Un récit autobiographique qui sonne juste
Nous sommes dans les années 80, à Barbezieux, commune du sud-ouest de la France. Philippe Besson n’a pas encore embrassé la carrière d’écrivain. Il est un adolescent appliqué, dont les résultats scolaires augurent de longues études. Pétri de doutes, il ne perçoit pas ce que les autres pressentent chez lui, ceux qui le prédestinent à une brillante carrière. Thomas Andrieu est de ceux-là. Il sait qu’un jour, bientôt, Philippe partira. Il connaît l’issue inéluctable de leur relation avant même qu’elle ne commence. Philippe lui n’ouvrira les yeux que plus tard, aveuglé par ses sentiments. Si à l’adolescence tout est remis en cause, il y a bien une chose de certaine, c’est son attirance pour les garçons. Celle-ci ne souffre aucun doute. Si l’auteur s’amuse à composer avec le réel, ses préférences il n’a jamais été question de les travestir. À cette époque cette différence isole. Philippe Besson sera la cible des railleries de ses camarades. C’est dans ce contexte que Thomas Andrieu surgit dans sa vie. L’attraction est d’abord charnelle. Ils répondent au désir impétueux des corps. Cependant, l’ardeur des étreintes laissent place peu à peu à des sentiments chez Philippe, qui jamais ne franchira le cap de les exprimer à voix haute. À formuler clairement ce qu’il ressent, pressentant chez celui qu’il aime une réticence à prononcer certains mots. Il respectera la loi du silence imposé par son amant qui n’entend pas divulguer sa véritable identité. Philippe Besson aborde avec finesse le sujet si délicat de l’identité sexuelle. Il choisit de livrer un moment clé de sa construction, un pan de son intimité. L’écriture souple et pénétrante relate à merveille la confession de l’écrivain.
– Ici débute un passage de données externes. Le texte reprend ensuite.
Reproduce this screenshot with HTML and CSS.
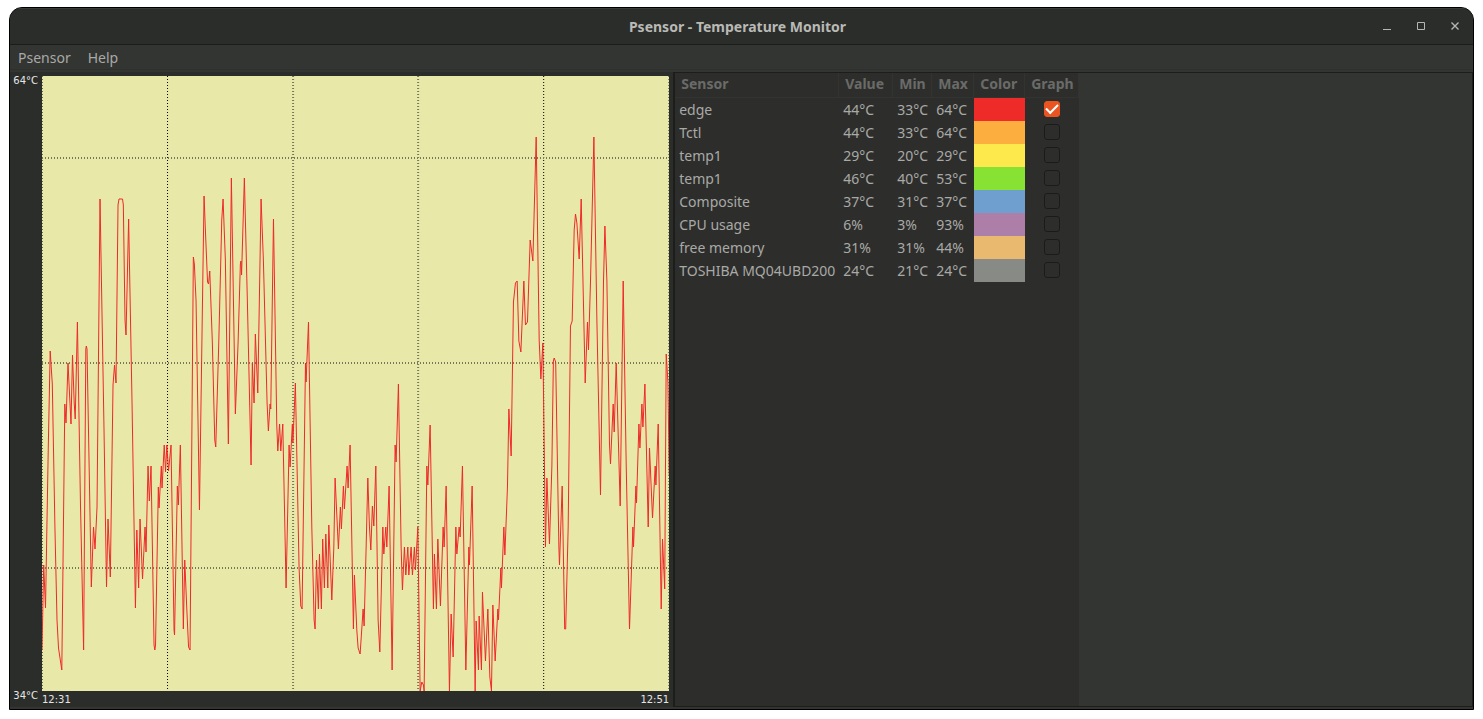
FILE: index.html
```html
<!DOCTYPE html>
<html lang="en">
<head>
<meta charset="utf-8">
<title>Psensor - Temperature Monitor</title>
<link rel="stylesheet" href="styles.css">
</head>
<body>
<div class="window">
  <header class="titlebar">
    <h1 class="title">Psensor - Temperature Monitor</h1>
    <div class="controls">
      <button class="control" type="button" aria-label="Minimize"><svg width="10" height="10" viewBox="0 0 10 10"><path d="M1 7.5H9"/></svg></button>
      <button class="control" type="button" aria-label="Maximize"><svg width="10" height="10" viewBox="0 0 10 10"><path d="M1.5 0.5H8.5V7.5H1.5Z"/></svg></button>
      <button class="control" type="button" aria-label="Close"><svg width="10" height="10" viewBox="0 0 10 10"><path class="cross" d="M1.5 0.5L8.5 7.5M8.5 0.5L1.5 7.5"/></svg></button>
    </div>
  </header>
  <nav class="menubar">
    <button class="menu" type="button">Psensor</button>
    <button class="menu" type="button">Help</button>
  </nav>
  <main class="panes">
    <section class="chart" aria-label="Temperature graph">
      <div class="y-axis"><span>64°C</span><span>34°C</span></div>
      <svg class="plot" viewBox="42 76 627 615" preserveAspectRatio="none">
        <g class="grid">
          <path d="M167.5 76V691M543.5 76V691"/>
        </g>
        <g class="grid soft">
          <path d="M42 158H669M42 363H669M42 568H669M293 76V691M418 76V691"/>
        </g>
        <g class="grid edge">
          <path d="M42.5 76V691M668.5 76V691"/>
        </g>
        <polyline class="trace" points="42,650 43.7,565 45.5,608 48.3,446 50.2,351 52.3,384 54.9,526 57,620 58.5,648 61.8,670 64.8,404 66,423 68,363 71,424 72.5,355 74.2,403 75.2,419 77.4,322 80.5,506 83.6,650 85.8,349 86.3,346 87,349 91.3,587 93.5,527 95,549 97,507 100,199 104,430 106.5,587 108,519 110.3,577 113,385 114.5,365 116,383 118,205 119,199 122.5,199 123.3,205 125,320 126,335 128.6,219 132,403 135.4,608 136.8,530 138.6,588 140,519 142.5,579 145,527 146,552 148,466 149.3,501 151,466 154,645 154.8,650 155.5,645 158.3,487 159,508 161.3,466 162,488 164.2,445 165.5,472 166.8,445 168.5,471 171,445 174,630 174.5,635 177.3,486 178.3,505 180.3,445 183.3,629 184.7,560 186.7,608 188.5,647 190,650 193.3,257 194.3,264 196,301 199.4,510 202.7,283 204,196 205.7,239 207.5,282 208.5,284 209.7,271 212.3,343 214.7,440 215.7,447 218.7,343 221.7,220 223,199 225.3,260 228.3,444 231.3,178 235.3,414 238,343 240.3,264 240.9,261 241.5,275 244.3,178 247.3,301 251,465 252.3,363 254,403 255.3,334 257.7,393 261,199 263.3,260 267,403 268.3,431 270,404 270.7,409 273.4,219 276.7,425 277.7,451 279.5,424 280.7,451 282.7,424 286,588 289,445 290,467 292.3,424 292.8,443 295.3,383 299,568 300.7,606 302,609 305.4,363 306,382 308.4,322 311.7,526 314,620 315,629 316.4,560 318.3,609 319.4,554 321.3,609 322.6,539 324.3,588 325.7,534 327.7,588 328.7,525 331.7,600 333.7,548 335,478 338.3,549 340.3,507 341.3,529 343.3,486 344.3,509 347,466 348,488 350,445 353.3,629 354.3,575 356.7,630 358,648 360,654 363,609 364,626 366,548 367.7,478 369.3,526 370.7,550 372.3,506 373.7,526 375.7,466 378,620 379.7,652 382.7,527 383.7,554 385.7,527 386.7,547 389,486 392,670 395,445 396,462 398.3,384 401,547 402.3,590 404.3,547 405.7,575 407.7,547 408.7,575 411,547 412.3,575 414.3,547 415.3,570 417.7,527 420,691 421.7,682 423.3,685 424,691 426.7,466 427.7,485 430,425 433.3,609 434.3,554 436.3,609 437.7,539 440.3,606 443,527 444,547 446,486 449.3,691 451,614 453,657 455.7,527 456.7,554 459,527 460,537 462.3,466 465.7,670 468.7,547 469.3,565 472,486 475,691 476,621 478.3,670 479,616 481.3,670 482.3,592 485.3,661 487.7,609 489.7,677 491.3,691 492.7,605 495,661 497.7,609 498.3,620 500.7,568 501.3,588 503.7,527 504.7,555 507.3,487 508.7,409 511,456 513.3,302 515.3,283 517,281 518.7,341 520.7,352 523.7,281 525.3,325 527.3,322 530,240 532.7,261 536,137 539,340 540.7,379 542.7,343 545.3,547 546.7,478 549.3,544 551.7,466 553.2,361 554,358 555.5,362 558.7,547 559.3,565 562,486 564.5,629 565.5,629 568,527 570.3,326 572,321 574,230 575.3,214 576.7,223 579,259 581,199 585,383 587.3,322 588.3,350 590.3,282 593.7,137 596.7,321 600.3,495 603.3,282 604.7,226 606.7,281 609.3,444 610.3,464 613,404 614,432 616,363 620,506 623,281 626,465 629.3,629 632.7,527 633.3,547 635.7,486 636.3,503 638.7,424 639.7,448 641.7,404 642.7,427 644.7,384 648,527 649.3,448 652.3,518 655,466 655.7,485 658,424 661,609 662.3,539 664.5,589 666,354 667.7,382 669,475"/>
      </svg>
      <div class="x-axis"><span>12:31</span><span>12:51</span></div>
    </section>
    <section class="sensors">
      <div class="list">
        <table class="table">
          <colgroup><col class="c-sensor"><col class="c-value"><col class="c-min"><col class="c-max"><col class="c-color"><col class="c-graph"></colgroup>
          <thead>
            <tr><th>Sensor</th><th>Value</th><th>Min</th><th>Max</th><th>Color</th><th>Graph</th></tr>
          </thead>
          <tbody>
            <tr><td>edge</td><td>44°C</td><td>33°C</td><td>64°C</td><td class="red"></td><td class="tick"><input type="checkbox" aria-label="Graph edge" checked></td></tr>
            <tr><td>Tctl</td><td>44°C</td><td>33°C</td><td>64°C</td><td class="orange"></td><td class="tick"><input type="checkbox" aria-label="Graph Tctl"></td></tr>
            <tr><td>temp1</td><td>29°C</td><td>20°C</td><td>29°C</td><td class="yellow"></td><td class="tick"><input type="checkbox" aria-label="Graph temp1"></td></tr>
            <tr><td>temp1</td><td>46°C</td><td>40°C</td><td>53°C</td><td class="green"></td><td class="tick"><input type="checkbox" aria-label="Graph temp1"></td></tr>
            <tr><td>Composite</td><td>37°C</td><td>31°C</td><td>37°C</td><td class="blue"></td><td class="tick"><input type="checkbox" aria-label="Graph Composite"></td></tr>
            <tr><td>CPU usage</td><td>6%</td><td>3%</td><td>93%</td><td class="purple"></td><td class="tick"><input type="checkbox" aria-label="Graph CPU usage"></td></tr>
            <tr><td>free memory</td><td>31%</td><td>31%</td><td>44%</td><td class="tan"></td><td class="tick"><input type="checkbox" aria-label="Graph free memory"></td></tr>
            <tr><td>TOSHIBA MQ04UBD200</td><td>24°C</td><td>21°C</td><td>24°C</td><td class="gray"></td><td class="tick"><input type="checkbox" aria-label="Graph TOSHIBA MQ04UBD200"></td></tr>
          </tbody>
        </table>
      </div>
    </section>
  </main>
</div>
</body>
</html>
```

FILE: styles.css
```css
* { box-sizing: border-box; }

body {
  margin: 0;
  height: 100vh;
  padding: 7px 9px 9px;
  display: flex;
  background: #fff;
  color: #a9a9a6;
  font: 14px/23px "Noto Sans", sans-serif;
}

button {
  border: 0;
  padding: 0;
  background: none;
  color: inherit;
  font: inherit;
}

.window {
  flex: 1;
  display: flex;
  flex-direction: column;
  border: 1px solid #000;
  border-radius: 13px 13px 0 0;
  background: #333532;
  overflow: hidden;
}

.titlebar {
  display: grid;
  grid-template-columns: 1fr auto 1fr;
  align-items: center;
  height: 37px;
  padding-right: 8px;
  border-top: 1px solid #393b38;
  border-bottom: 1px solid #1c1d1b;
  background: #2b2d2a;
}

.title {
  grid-column: 2;
  margin: 0;
  color: #b9b9b5;
  font-size: 14px;
  font-weight: 700;
}

.controls {
  justify-self: end;
  display: flex;
  gap: 14px;
}

.control {
  display: grid;
  place-items: center;
  width: 20px;
  height: 20px;
}

.control svg { fill: none; stroke: #b6b6b2; }
.control .cross { stroke-width: 1.4; }

.menubar {
  display: flex;
  gap: 17px;
  height: 25px;
  padding: 0 8px;
  margin-bottom: 2px;
  border-bottom: 1px solid #2e302d;
}

.panes {
  flex: 1;
  min-height: 0;
  display: grid;
  grid-template-columns: 34fr 41fr;
  padding-bottom: 2px;
}

.chart {
  display: grid;
  grid-template: minmax(0, 1fr) 16px / 32px minmax(0, 1fr);
  min-height: 0;
  padding: 4px 4px 0 0;
  background: #2b2d2a;
  color: #e6e6e6;
  font: 10px/10px "DejaVu Sans", sans-serif;
}

.y-axis {
  grid-row: 1 / 3;
  display: flex;
  flex-direction: column;
  justify-content: space-between;
  padding: 0 4px 6px 0;
  text-align: right;
}

.x-axis {
  display: flex;
  justify-content: space-between;
  padding-top: 4px;
}

.plot {
  width: 100%;
  height: 100%;
  background: #e8e8a9;
}

.plot path, .plot polyline { fill: none; vector-effect: non-scaling-stroke; }
.grid { stroke: #000; stroke-width: 1; stroke-dasharray: 1 2; }
.soft { stroke: #77775a; stroke-width: 2; }
.edge { stroke: #6b6b50; }
.trace { stroke: #ef2929; stroke-width: 1; stroke-linejoin: round; }

.sensors {
  min-height: 0;
  border: 1px solid #1d1e1c;
  border-left-width: 2px;
}

.list {
  width: max-content;
  height: 100%;
  background: #2d2e2c;
}

.table {
  table-layout: fixed;
  width: 404px;
  border-collapse: separate;
  border-spacing: 0;
}

.c-sensor { width: 164px; }
.c-value { width: 54px; }
.c-min { width: 39px; }
.c-max { width: 42px; }
.c-color { width: 51px; }
.c-graph { width: 54px; }

.table th {
  height: 25px;
  padding: 0 0 2px 6px;
  line-height: 22px;
  border-right: 1px solid #323431;
  border-bottom: 1px solid #323431;
  color: #6a6b68;
  font-weight: 700;
  text-align: left;
}

.table td {
  height: 23px;
  padding: 0 0 0 4px;
  white-space: nowrap;
}

.table .tick { padding: 0 0 2px; text-align: center; }

.tick input {
  appearance: none;
  display: block;
  width: 16px;
  height: 16px;
  margin: 0 auto;
  border: 1px solid #1b1c1a;
  border-radius: 3px;
}

.tick input:checked {
  border-color: #e95420;
  background: #e95420;
  display: grid;
  place-items: center;
}

.tick input:checked::before {
  content: "";
  width: 10px;
  height: 5px;
  margin-bottom: 3px;
  border: solid #fff;
  border-width: 0 0 2px 2px;
  transform: rotate(-45deg);
}

.red { background: #ef2b29; }
.orange { background: #fcaf3e; }
.yellow { background: #fee94c; }
.green { background: #88e234; }
.blue { background: #6f9fcf; }
.purple { background: #ad7fa8; }
.tan { background: #e8b96e; }
.gray { background: #888a85; }
```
Aux origines de l’écrivain
Philippe Besson lève le voile sur le mystère qui entoure l’écrivain. L’homme démystifie le romancier en nous donnant les clés de compréhension de son œuvre. Puisque finalement, c’est de ça dont il s’agit. De la matière première dont se servira un jour le romancier. Le terreau de ses romans. Lui-même, fait de cette relation amoureuse, la matrice de son œuvre, la thématique centrale sur laquelle s’appuie chacun de ses ouvrages. Inlassablement il refera vivre à ses personnages des situations déjà vécues. Il serait judicieux, alors, de se replonger dans les ouvrages du romancier. De les appréhender sous un oeil nouveau, plus vif, éclairé. Un œil alerte saura déceler la réalité maquillée.
Conclusion
Salué par la critique et lauréat du Prix de la Maison de la presse 2017, «Arrête avec tes mensonges» est un récit autobiographique touchant. Philippe Besson se confie sans fards sur cette relation amoureuse fondatrice. Avec des mots simples, parfois crus, il sait toucher le lecteur.